I forgot how much I enjoy Fall! Today, I sat on the back porch, watched Sophie chase bugs and bark at cows, and enjoyed a cup of apple cider! Alabama isn't known for its fall foliage, but from our little hill, i can see trees off in the distance changing colors. From green to red, orange, gold and brown! (and I smile knowing we dont have trees in our yard I have to rake!)
Something about fall is cozy to me. I think my mind knows once fall arrives, the holidays are near. That means lots of family, fun and good food! It means the kids have time away from school, and lots of togetherness here at home (which is sometimes not a good thing).

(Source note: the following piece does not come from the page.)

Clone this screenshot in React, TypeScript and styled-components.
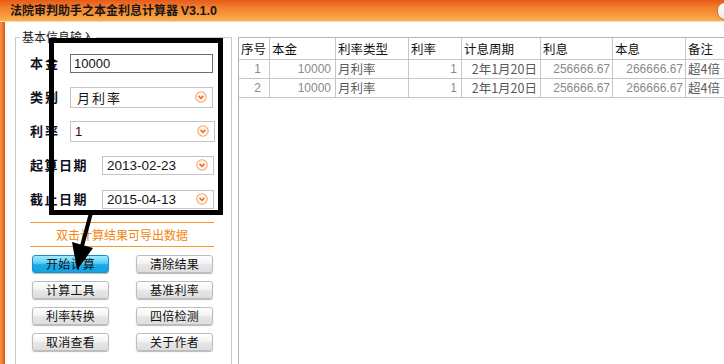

I think this year I am able to relax and enjoy it for the first time in two years. It was this time 2 years ago that Blake was in Kabul and the kids and I were adjusting to our new life without him. Those were times filled with fear, pride, joy, anxiety, and fall was an expression of sadness. This time last year, we were yet again anxious, wondering what was to be. Embarking on this new journey, quietly wondering..... Fall was an expression of change, and change that wasnt seeming so great. I felt much like the withering leaves about to fall, but I was desperately trying to hold on. Luckily, hold on we did! And this year, the colors of fall are very vibrant, the cool crisp air is welcomed, and change is greated with enthusiasm. My focus has changed, as have my worries. (Having a job will help you not worry so much about looking for a job!!!) I am so grateful that we have a beautiful (though at the moment messy) home, that right out our backdoor is a big backyard that my kids love to wrestle in (just watch our for dog poo!), beyond that is a fantastic view of God's landscape. I am grateful that my husband has a great job that enables me to be home with my little ones, to see them off to school, and greet them when they come home. This week, I am grateful for fantastic medical insurance! (6 out of 7 tested positive for strep throat.....the 7th is being tested this afternoon!)
Not sure why today it hit me. Perhaps because yesterday, wondering who would be our next president and what effect it would have on my family and this country led me to realize today that no matter what, I have everything that matters already. The past two years have really taught me that!